Hi Friend, I’m so glad you stopped by today. It’s an exciting day for me. Today is my baby girl’s 18th birthday. I’m very emotional—but in a good way. I can’t stop thinking about the privilege I have of being my her mother. She has brought such joy to our family. I’m so proud of her! …not because of her achievements; not because of her kind heart or her love for Jesus; I’m proud of her simply because she’s mine.
Happy Birthday, Peyton!! Your mom loves you!
The second reason I’m excited is YOU! Welcome to my NEW site! Throughout my updating process, I had you in mind. So spend some time looking around. You can down load the freebies, (which will be updated often) or read my story, check a short video of me speaking… it’s all yours!
Finally, I’m excited about today’s devotion. Friendship is important to us girls. But relationships can also be hard to manage.
One thing that amazes me about this story is that while Saul’s hatred for David was growing every day, others were growing in love for David. We’re told that the Israelites loved him, that the King’s son Jonathan loved him, and that the King’s daughter loved him. In the midst of David’s darkest hour, Saul burned with hatred toward David while everyone else was growing more and more fond of him.
What caught my interest is the same thing happens to you and me. The closer you and I get to becoming the woman God wants us to be the more enemies we’ll create. Likewise, the closer we get to becoming the woman God wants us to be the more attractive we become to others. This is exactly why Saul became such an enemy of David: because David was gaining popularity with everyone around him and stealing the attention away from Saul.

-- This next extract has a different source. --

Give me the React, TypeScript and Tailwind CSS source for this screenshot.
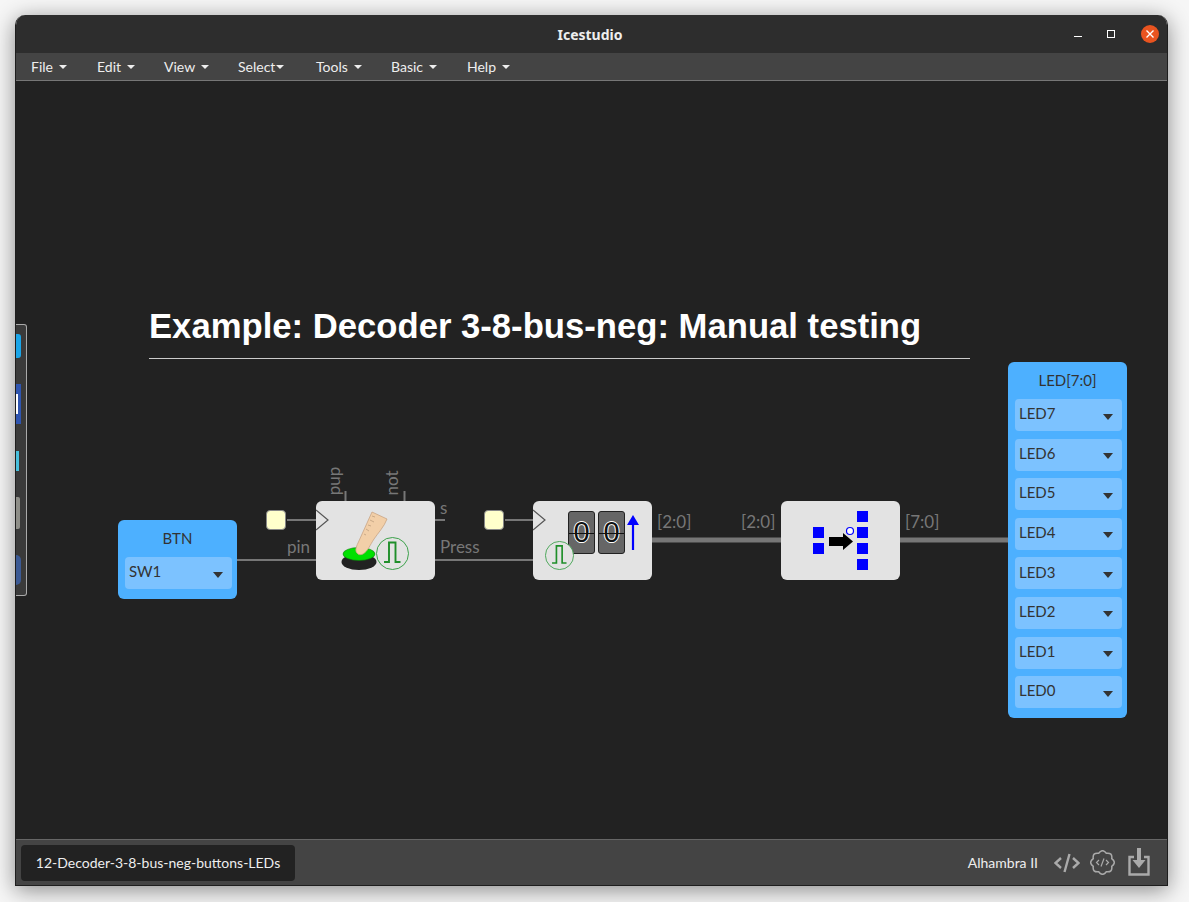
import type { ReactNode } from "react";

const font = { fontFamily: "Lato, 'Noto Sans', sans-serif" };

const menus = [
  { label: "File", w: "w-[66px] gap-[6px]" },
  { label: "Edit", w: "w-[67px] gap-[6px]" },
  { label: "View", w: "w-[74px] gap-[6px]" },
  { label: "Select", w: "w-[78px] gap-[1px]" },
  { label: "Tools", w: "w-[75px] gap-[6px]" },
  { label: "Basic", w: "w-[76px] gap-[6px]" },
  { label: "Help", w: "w-[70px] gap-[6px]" },
];

const leds = ["LED7", "LED6", "LED5", "LED4", "LED3", "LED2", "LED1", "LED0"];

// scalloped outline of the "verilog" gear in the footer
const gearPath = () => {
  const lobes = 8;
  let d = "";
  for (let i = 0; i < lobes; i++) {
    const a0 = (i / lobes) * Math.PI * 2 - Math.PI / 8;
    const a1 = ((i + 0.5) / lobes) * Math.PI * 2 - Math.PI / 8;
    const a2 = ((i + 1) / lobes) * Math.PI * 2 - Math.PI / 8;
    const p = (r: number, a: number) => `${(12.5 + r * Math.cos(a)).toFixed(2)} ${(12.5 + r * Math.sin(a)).toFixed(2)}`;
    if (i === 0) d += `M${p(10, a0)}`;
    d += `Q${p(14.4, a1)} ${p(10, a2)}`;
  }
  return d + "Z";
};

const Caret = ({ className }: { className: string }) => (
  <span className={`inline-block h-0 w-0 border-x-[4px] border-t-[4px] border-x-transparent ${className}`} />
);

const PinSelect = ({ label }: { label: string }) => (
  <div className="flex h-8 items-center justify-between rounded-[4px] bg-[#7cc2ff] pl-1 pr-[9px] text-[15px] text-[#333]">
    <span className="-mt-[3px]">{label}</span>
    <span className="mt-[3px] h-0 w-0 border-x-[5px] border-t-[6px] border-x-transparent border-t-[#333]" />
  </div>
);

const Clock = ({ size }: { size: number }) => (
  <svg width={size} height={size} viewBox="0 0 33 33" className="block">
    <circle cx="16.500" cy="16.500" r="16" fill="#e3e3e3" stroke="#2a9a3a" strokeWidth="0.9" />
    <path d="M8 25H13V5.500H19.500V25H24.500" fill="none" stroke="#1f8f2a" strokeWidth="1.9" />
  </svg>
);

const Block = ({ left, children }: { left: string; children?: ReactNode }) => (
  <div className={`absolute top-[420px] h-[79px] w-[119px] rounded-[6px] bg-[#e3e3e3] ${left}`}>{children}</div>
);

const FlipDigit = () => (
  <div className="relative flex h-[43px] w-[27px] items-center justify-center rounded-[3px] border border-[#222] bg-[#666] text-[29px] leading-none text-[#111] [font-family:'Liberation_Sans'] [text-shadow:-1px_0_#fff,1px_0_#fff,0_1px_#fff,0_-1px_#fff]">
    0
    <span className="absolute inset-x-0 top-[21px] h-px bg-[#111]" />
  </div>
);

const Label = ({ className, children }: { className: string; children: ReactNode }) => (
  <span className={`absolute text-[17px] leading-5 text-[#777] ${className}`}>{children}</span>
);

const Clk = ({ left }: { left: string }) => (
  <div className={`absolute top-[429px] h-5 w-5 rounded-[4px] border border-[#888] bg-[#ffffcc] ${left}`} />
);

export default function App() {
  return (
    <div className="h-[902px] w-[1189px] overflow-hidden bg-[#f6f6f6] pl-[15px] pt-[15px]" style={font}>
      <div className="flex h-[871px] w-[1153px] flex-col overflow-hidden rounded-t-[10px] border-x border-b border-[#1e1e1e] shadow-[0_4px_22px_rgba(0,0,0,0.45)]">
        <header className="grid h-[38px] shrink-0 grid-cols-[1fr_auto_1fr] items-center bg-[#2d2d2d] text-[14px] font-bold text-[#eee] [font-family:'Noto_Sans']">
          <span />
          <span className="pr-[3px]">Icestudio</span>
          <div className="flex items-center justify-end gap-[25px] pr-[8px]">
            <span className="mt-[5px] h-px w-2 bg-white" />
            <span className="h-2 w-2 border border-white" />
            <span className="ml-[1px] flex h-[18px] w-[18px] items-center justify-center rounded-full bg-[#e95420]">
              <svg width="8" height="8" viewBox="0 0 8 8" stroke="#fff" strokeWidth="1.4">
                <path d="M0.500 0.500L7.500 7.500M7.500 0.500L0.500 7.500" />
              </svg>
            </span>
          </div>
        </header>

        <nav className="flex h-7 shrink-0 items-center border-b border-[#777] bg-[#444] pl-[15px] text-[14px] text-[#eee]">
          {menus.map((m) => (
            <div key={m.label} className={`flex items-center ${m.w}`}>
              {m.label}
              <Caret className="border-t-[#eee]" />
            </div>
          ))}
        </nav>

        <main className="relative min-h-0 flex-1 bg-[#222]">
          <div className="absolute left-0 top-[243px] flex h-[272px] w-[11px] flex-col items-start justify-between rounded-r-[3px] border border-l-0 border-[#aaa] bg-[#3a3a3a] pb-[10px] pt-[9px]">
            <span className="h-6 w-[5px] rounded-r-[3px] bg-[#1aa5e8]" />
            <span className="flex h-10 w-[5px] items-center bg-[#2f55b0]">
              <span className="h-5 w-[2px] bg-white" />
            </span>
            <span className="h-5 w-[3px] bg-[#47bfdc]" />
            <span className="h-8 w-[4px] rounded-r-[2px] bg-[#8e8e88]" />
            <span className="h-[30px] w-[5px] rounded-r-full bg-[#3c5a94]" />
          </div>

          <h1 className="absolute left-[133px] top-[224px] w-[821px] whitespace-nowrap border-b border-[#ccc] pb-[11px] text-[34.67px] font-bold leading-[42px] text-white [font-family:'Liberation_Sans']">
            Example: Decoder 3-8-bus-neg: Manual testing
          </h1>

          <svg width="1151" height="758" className="absolute left-0 top-0">
            <g stroke="#777" strokeWidth="2" fill="none">
              <path d="M221 479H300M419 479H517M271 439H300M489 439H517M419 439H429M329.500 410V420M388.500 410V420" />
            </g>
            <path d="M636 459H765M884 459H992" stroke="#777" strokeWidth="5" />
          </svg>

          <Clk left="left-[250px]" />
          <Clk left="left-[468px]" />

          <Label className="left-[271px] top-[456px]">pin</Label>
          <Label className="left-[424px] top-[456px]">Press</Label>
          <Label className="left-[424px] top-[417px]">s</Label>
          <Label className="left-[641px] top-[431px]">[2:0]</Label>
          <Label className="left-[725px] top-[431px]">[2:0]</Label>
          <Label className="left-[889px] top-[431px]">[7:0]</Label>
          <Label className="left-[302px] top-[390px] w-8 -rotate-90 text-center">pup</Label>
          <Label className="left-[360px] top-[392px] w-8 -rotate-90 text-center">not</Label>

          <div className="absolute left-[102px] top-[439px] w-[119px] rounded-[6px] bg-[#4db0ff] pb-[10px] pl-[7px] pr-[5px] pt-2 text-[#333]">
            <div className="mb-[9px] pr-[2px] text-center text-[15px] leading-5">BTN</div>
            <PinSelect label="SW1" />
          </div>

          <Block left="left-[300px]">
            <svg width="119" height="79" viewBox="0 0 119 79" className="absolute left-0 top-0">
              <path d="M0 9L12 19L0 29" fill="#e3e3e3" stroke="#555" strokeWidth="1.2" />
              <ellipse cx="43" cy="61" rx="17.500" ry="8" fill="#222" />
              <ellipse cx="43" cy="53" rx="16" ry="6.500" fill="#00e000" stroke="#0a7a0a" strokeWidth="0.6" />
              <path d="M41 52C39 50 40 46 42 42L56 11L71 18C68 26 62 32 58 38C54 44 52 50 47 53C45 54 42 54 41 52Z" fill="#f2cfa8" stroke="#c9a584" strokeWidth="0.8" />
              <path d="M56 15L59 16M54 19L58 21M52 24L55 25M50 28L53 30M48 33L50 34" stroke="#b79a7a" strokeWidth="0.7" />
            </svg>
            <div className="absolute left-[60px] top-[36px]">
              <Clock size={33} />
            </div>
          </Block>

          <Block left="left-[517px]">
            <svg width="14" height="79" viewBox="0 0 14 79" className="absolute left-0 top-0">
              <path d="M0 9L12 19L0 29" fill="#e3e3e3" stroke="#555" strokeWidth="1.2" />
            </svg>
            <div className="absolute left-[35px] top-[10px] flex gap-[3px]">
              <FlipDigit />
              <FlipDigit />
            </div>
            <svg width="14" height="36" viewBox="0 0 14 36" className="absolute left-[93px] top-[14px]">
              <path d="M7 35V9" stroke="#0000ff" strokeWidth="2.2" />
              <path d="M1 10L7 0L13 10Z" fill="#0000ff" />
            </svg>
            <div className="absolute left-[12px] top-[40px]">
              <Clock size={29} />
            </div>
          </Block>

          <Block left="left-[765px]">
            <svg width="119" height="79" viewBox="0 0 119 79" className="absolute left-0 top-0">
              <g fill="#0000ff">
                <rect x="32" y="26" width="11" height="11" />
                <rect x="32" y="42" width="11" height="11" />
                <rect x="76" y="10" width="11" height="11" />
                <rect x="76" y="26" width="11" height="11" />
                <rect x="76" y="42" width="11" height="11" />
                <rect x="76" y="58" width="11" height="11" />
              </g>
              <path d="M48 36H62V32L72 40.500L62 49V45H48Z" fill="#000" />
              <circle cx="69" cy="30" r="3.500" fill="#fff" stroke="#0000ff" strokeWidth="1.2" />
            </svg>
          </Block>

          <div className="absolute left-[992px] top-[281px] h-[356px] w-[119px] rounded-[6px] bg-[#4db0ff] pl-[7px] pr-[5px] text-[#333]">
            <div className="pb-[9px] pr-[2px] pt-2 text-center text-[15px] leading-5">LED[7:0]</div>
            <div className="flex flex-col gap-[7.6px]">
              {leds.map((led) => (
                <PinSelect key={led} label={led} />
              ))}
            </div>
          </div>
        </main>

        <footer className="flex h-[46px] shrink-0 items-center border-t border-[#666] bg-[#444] pl-[5px] pr-[17px] text-[14px] text-[#eee]">
          <div className="flex h-9 w-[274px] items-center justify-center rounded-[4px] bg-[#222]">
            12-Decoder-3-8-bus-neg-buttons-LEDs
          </div>
          <span className="ml-auto mr-[16px]">Alhambra II</span>
          <svg width="26" height="22" viewBox="0 0 26 22" fill="none" stroke="#aaa" strokeWidth="2.4" className="mr-[10px]">
            <path d="M7 6L1.500 11L7 16M19 6L24.500 11L19 16M15.500 2L10.500 20" />
          </svg>
          <svg width="25" height="25" viewBox="0 0 25 25" fill="none" stroke="#aaa" className="mr-[13px]">
            <path d={gearPath()} strokeWidth="1.5" />
            <path d="M9 10L6.500 12.500L9 15M16 10L18.500 12.500L16 15M14 8.500L11 16.500" strokeWidth="1.2" />
          </svg>
          <svg width="22" height="28" viewBox="0 0 22 28" fill="none" className="mb-[1px]">
            <path d="M6 9H1.500V26.500H20.500V9H16" stroke="#aaa" strokeWidth="2.4" />
            <path d="M11 0V14" stroke="#aaa" strokeWidth="4" />
            <path d="M4.500 12H17.500L11 20Z" fill="#aaa" />
          </svg>
        </footer>
      </div>
    </div>
  );
}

There was a reason why Jonathan and his sister both were drawn to David. It’s because David was a young man of exemplary character. His integrity and honor shone through so that those with whom he came in contact wanted to spend time with him.
Have you ever been around a person like that? These are the kind of people that we want to be friends with and who make friends much more easily because they’re attractive on the inside.
When you and I grow in the image of Jesus Christ, when our lives begin to reflect the fruits of the Holy Spirit, when we, because of what’s on the inside become different on the outside, we will begin to draw people to ourselves. There will be something attractive about us that has nothing to do with our external appearance.
The opposite it also true. There are a lot of people today who have no friends because they’re just plain ugly on the inside and it shows through to the outside. If we want a friend then the contemporary proverb is true: to have a friend you’ve got to be a friend. We’ve got to be the kind of people with whom others want to be friends with.
If you’re hungering for a close friend or for deeper intimacy in a relationship that you already have then take another long look at the relationship between David and Jonathan and commit to developing the characteristics of a true friend. You can also…
1. Pray for a Jonathan. We have a tendency to underemphasize the power of prayer. God wants us to have godly friendships. He didn’t create us to be Lone Christians. God wants to provide intimacy for you in the form of a friend, and the best place to start looking is by asking God.
2. When you find your “Jonathan,” commit to the friendship for life. Intimate friendships take time. They don’t happen overnight. It’s something that takes commitment and longevity. We’re told that David and Jonathan made a covenant; a contract. That’s a good idea! Too many friendships fall apart over the small stuff. But the bible says, “A true friend loves at all times.” Make a covenant with your friend to stick it out through thick or thin.
3. Be a good friend. That sounds simple, but think about it. Growing up I bet your mom and dad wanted you to choose “good” friends. Their desire went far beyond good behavior. Your parents wanted your friends to be good for you. They wanted someone who would challenge you to be your very best; someone who would hold you accountable; someone who would take your side. We should desire no less for ourselves as we choose our friendships as adults.
What about you? Are your friends better off by knowing you? Be a good friend and choose good friends, and you can have the kind of friendship that David and Jonathan shared.